Chapter 7 provides a final summary of the work throughout the thesis and summarizes avenues of potential future work where many projects or theses could build upon the base line principles established here.

Chapter 2 Existing PFSCL architectures

### 2.1 Introduction

In the previous chapter, the PFSCL literature survey is discussed followed by the observations on research gaps for further work in this thesis. The existing structures that have been picked are therefore discussed to better understand their working principle, design and their benefits. The architectures that are discussed in this chapter include basic PFSCL style with NOR based architecture, PFSCL fundamental cell architecture, D-PFSCL architecture.

### 2.2 PFSCL Style Fundamentals

The Positive Feedback Source Coupled Logic (PFSCL) [37] is a modified form of singleended SCL style. This logic style introduces a positive feedback into the conventional singleended SCL style to improve the switching speed of the gates and is targeted towards high speed and low power dissipation.
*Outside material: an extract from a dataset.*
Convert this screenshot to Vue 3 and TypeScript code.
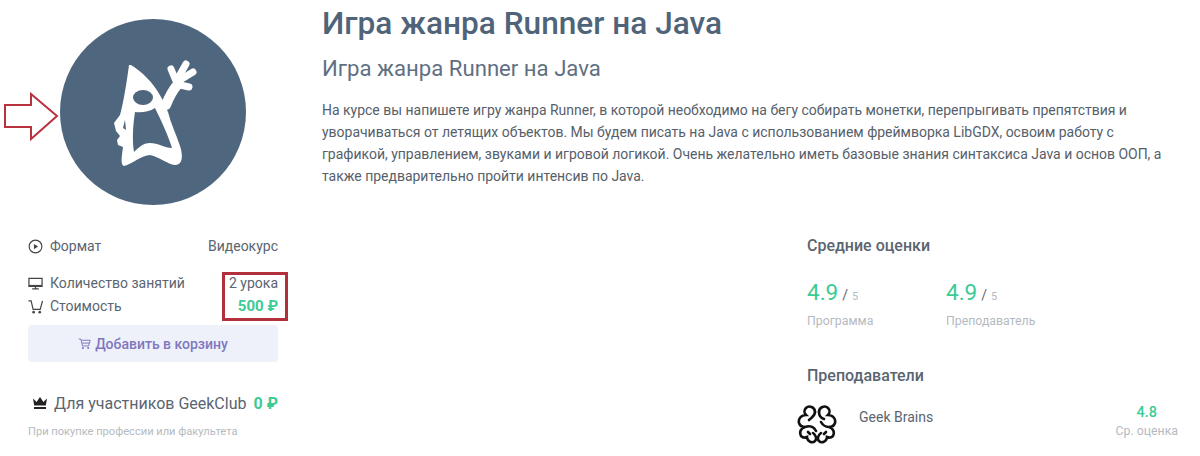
<script setup lang="ts">
const body =
  "M131 65C141 71 153 82 161 97C165 103 166 108 168 112C171 124 176 134 180 146C183 155 183 164 176 165C168 165 160 157 150 155C142 155 132 164 124 166C120 165 122 155 123 147L118 145L117 140L120 136L116 131L114 123L120 115C124 100 127 80 129 65Z";
const hole =
  "M155 108C161 120 168 135 172 148C165 148 158 143 150 143C143 143 138 148 134 152C132 140 133 125 135 112C141 113 149 112 155 108Z";
</script>

<template>
  <div class="page">
    <svg class="arrow" viewBox="0 0 60 50" aria-hidden="true">
      <path d="M5 13H31V2L57 24 31 47V35H5Z" />
    </svg>
    <div class="frame"></div>

    <aside class="side">
      <div class="avatar">
        <svg viewBox="60 19 186 186" width="186" height="186" aria-hidden="true">
          <circle cx="153" cy="112" r="93" fill="#4e667e" />
          <path :d="body" fill="#fff" />
          <path d="M166 105C169 97 173 90 178 84" fill="none" stroke="#fff" stroke-width="10" stroke-linecap="round" />
          <g fill="none" stroke="#fff" stroke-linecap="round" stroke-width="7">
            <path d="M176 81 171 69" />
            <path d="M177 80 186 64" />
            <path d="M180 80 193 72" />
            <path d="M180 85 189 87" />
          </g>
          <path :d="hole" fill="#4e667e" />
          <ellipse cx="143" cy="97.5" rx="10" ry="7.5" fill="#4e667e" />
          <path d="M125 120l-2 8 3 2z" fill="#4e667e" />
        </svg>
      </div>

      <div class="row format">
        <span class="label">
          <svg class="ic" viewBox="0 0 16 16"><circle cx="8" cy="8" r="6.8" fill="none" stroke="#444" stroke-width="1.2" /><path d="M6.3 5.2 10.8 8 6.3 10.8z" fill="#444" /></svg>
          Формат
        </span>
        <span>Видеокурс</span>
      </div>
      <div class="row lessons">
        <span class="label">
          <svg class="ic" viewBox="0 0 16 16"><path d="M1 2.5h14v8.5h-14zM8 11v2.5M4.5 13.8h7" fill="none" stroke="#444" stroke-width="1.3" /><path d="M1 9.5h14v1.5h-14z" fill="#444" /></svg>
          Количество занятий
        </span>
        <span>2 урока</span>
      </div>
      <div class="row cost">
        <span class="label">
          <svg class="ic" viewBox="0 0 16 16"><path d="M0.5 2h2.8L5.5 11h7.5L15.5 2" fill="none" stroke="#444" stroke-width="1.3" /><circle cx="6" cy="14" r="1.4" fill="#444" /><circle cx="12.5" cy="14" r="1.4" fill="#444" /></svg>
          Стоимость
        </span>
        <span class="price">500 ₽</span>
      </div>
      <button class="buy">
        <svg class="ic-buy" viewBox="0 0 16 16"><path d="M1 2.5h2.5L5.5 11h7.5L15 4H4.2M5 7.5h9" fill="none" stroke="#7f78c0" stroke-width="1.2" /><circle cx="6" cy="13.5" r="1.3" fill="#7f78c0" /><circle cx="12.5" cy="13.5" r="1.3" fill="#7f78c0" /></svg>
        Добавить в корзину
      </button>
      <div class="club">
        <span class="club-label">
          <svg class="crown" viewBox="0 0 16 14"><path d="M1 2.5 4.6 6 8 1l3.4 5L15 2.5 13.8 9.5H2.2z" fill="#222" /><path d="M2 11h12v2H2z" fill="#222" /></svg>
          Для участников GeekClub
        </span>
        <span class="club-price">0 ₽</span>
      </div>
      <div class="hint">При покупке профессии или факультета</div>
    </aside>

    <main class="main">
      <h1>Игра жанра Runner на Java</h1>
      <h2>Игра жанра Runner на Java</h2>
      <p class="desc">
        На курсе вы напишете игру жанра Runner, в которой необходимо на бегу собирать монетки, перепрыгивать препятствия и
        уворачиваться от летящих объектов. Мы будем писать на Java с использованием фреймворка LibGDX, освоим работу с
        графикой, управлением, звуками и игровой логикой. Очень желательно иметь базовые знания синтаксиса Java и основ ООП, а
        также предварительно пройти интенсив по Java.
      </p>

      <section class="stats">
        <h3>Средние оценки</h3>
        <div class="scores">
          <div class="score">
            <div><b>4.9</b> <i>/</i> <small>5</small></div>
            <span>Программа</span>
          </div>
          <div class="score">
            <div><b>4.9</b> <i>/</i> <small>5</small></div>
            <span>Преподаватель</span>
          </div>
        </div>
        <h3 class="teachers">Преподаватели</h3>
        <div class="teacher">
          <svg class="brain" viewBox="0 0 40 40" fill="none" stroke="#111" stroke-width="2.6" stroke-linecap="round">
            <path d="M18 8C18 3 12 1 9 4 7 6 7 9 9 11 4 11 1 15 2 19 3 22 5 23 8 23 4 24 2 28 4 32 6 34 8 34 10 33 10 37 15 40 18 37 20 35 19 31 16 29" />
            <path d="M22 8C22 3 28 1 31 4 33 6 33 9 31 11 36 11 39 15 38 19 37 22 35 23 32 23 36 24 38 28 36 32 34 34 32 34 30 33 30 37 25 40 22 37 20 35 21 31 24 29" />
            <path d="M18 8C18 12 15 13 12 16M22 8C22 11 24 14 27 15M8 23C13 21 17 23 19 27M32 23C28 23 25 20 24 18M11 28 13 30M29 28 27 30" />
          </svg>
          <span class="teacher-name">Geek Brains</span>
          <div class="teacher-score">
            <b>4.8</b>
            <span>Ср. оценка</span>
          </div>
        </div>
      </section>
    </main>
  </div>
</template>

<style>
html, body {
  margin: 0;
  background: #fff;
}
</style>

<style scoped>
.page {
  position: relative;
  display: flex;
  width: 1200px;
  height: 456px;
  overflow: hidden;
  background: #fff;
  font-family: Roboto, "Liberation Sans", sans-serif;
  color: #5a6570;
}

.arrow {
  position: absolute;
  left: 0;
  top: 92px;
  width: 60px;
  height: 50px;
  fill: #fff;
  stroke: #b8323f;
  stroke-width: 2;
}

.frame {
  position: absolute;
  left: 222px;
  top: 272px;
  width: 60px;
  height: 43px;
  border: 3px solid #b2303c;
}

.side {
  width: 250px;
  margin-left: 28px;
  font-size: 14px;
}

.avatar {
  height: 186px;
  margin: 19px 0 0 32px;
}

.avatar svg {
  display: block;
}

.row {
  display: flex;
  justify-content: space-between;
  align-items: center;
  height: 20px;
}

.format {
  margin-top: 31px;
}

.lessons {
  margin-top: 17px;
}

.cost {
  margin-top: 3px;
}

.label {
  display: flex;
  align-items: center;
  gap: 7px;
}

.ic {
  width: 15px;
  height: 15px;
}

.price {
  font-size: 15px;
  font-weight: 700;
  color: #3ccb94;
}

.buy {
  display: flex;
  align-items: center;
  justify-content: center;
  gap: 4px;
  width: 250px;
  height: 37px;
  margin-top: 9px;
  padding: 0;
  border: 0;
  border-radius: 4px;
  background: #eef0fa;
  color: #7f78c0;
  font: 500 14px Roboto, "Liberation Sans", sans-serif;
}

.ic-buy {
  width: 13px;
  height: 13px;
}

.club {
  display: flex;
  justify-content: space-between;
  align-items: center;
  margin-top: 30px;
  height: 22px;
  font-size: 16px;
}

.club-label {
  display: flex;
  align-items: center;
  gap: 6px;
  margin-left: 4px;
}

.crown {
  width: 16px;
  height: 14px;
}

.club-price {
  font-weight: 700;
  color: #3ccb94;
}

.hint {
  margin-top: 11px;
  font-size: 11.1px;
  color: #b5bac0;
}

.main {
  width: 850px;
  margin-left: 44px;
}

h1 {
  margin: 4px 0 0;
  font-size: 31.6px;
  line-height: 40px;
  font-weight: 500;
  color: #4f6479;
}

h2 {
  margin: 9px 0 0;
  font-size: 22.15px;
  line-height: 30px;
  font-weight: 400;
  color: #5f7082;
}

.desc {
  margin: 16px 0 0;
  font-size: 13.97px;
  line-height: 22px;
  color: #56606a;
}

.stats {
  width: 371px;
  margin: 49px 0 0 485px;
}

h3 {
  margin: 0;
  font-size: 16px;
  line-height: 20px;
  font-weight: 500;
  color: #5a6570;
}

.scores {
  display: flex;
  margin-top: 23px;
}

.score {
  width: 139px;
}

.score b {
  font-size: 22.5px;
  font-weight: 400;
  color: #3ccb94;
}

.score i {
  font-style: normal;
  font-size: 14px;
  color: #666;
}

.score small {
  font-size: 11px;
  color: #b5bac0;
}

.score span {
  display: block;
  margin-top: 9px;
  font-size: 12.3px;
  color: #b5bac0;
}

.teachers {
  margin-top: 38px;
}

.teacher {
  display: flex;
  margin: 18px 0 0 -10px;
}

.brain {
  width: 40px;
  height: 40px;
}

.teacher-name {
  margin: 5px 0 0 22px;
  font-size: 14px;
  color: #5a6570;
}

.teacher-score {
  margin-left: auto;
  text-align: center;
}

.teacher-score b {
  display: block;
  font-size: 14.5px;
  font-weight: 500;
  color: #3ccb94;
}

.teacher-score span {
  display: block;
  margin-top: 3px;
  font-size: 12.3px;
  color: #b5bac0;
}
</style>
Basic architecture of a generic PFSCL gate is given in Fig. 2.1.



Fig. 2.1 Basic architecture of a generic PFSCL gate

It consists of three major parts: a pull-down network (PDN) comprising of transistors Md1-MdN along with feedback transistor Mf, a constant current source realized by transistor (Ms) and a load transistor (Mr1). The circuit works on the principle of current steering.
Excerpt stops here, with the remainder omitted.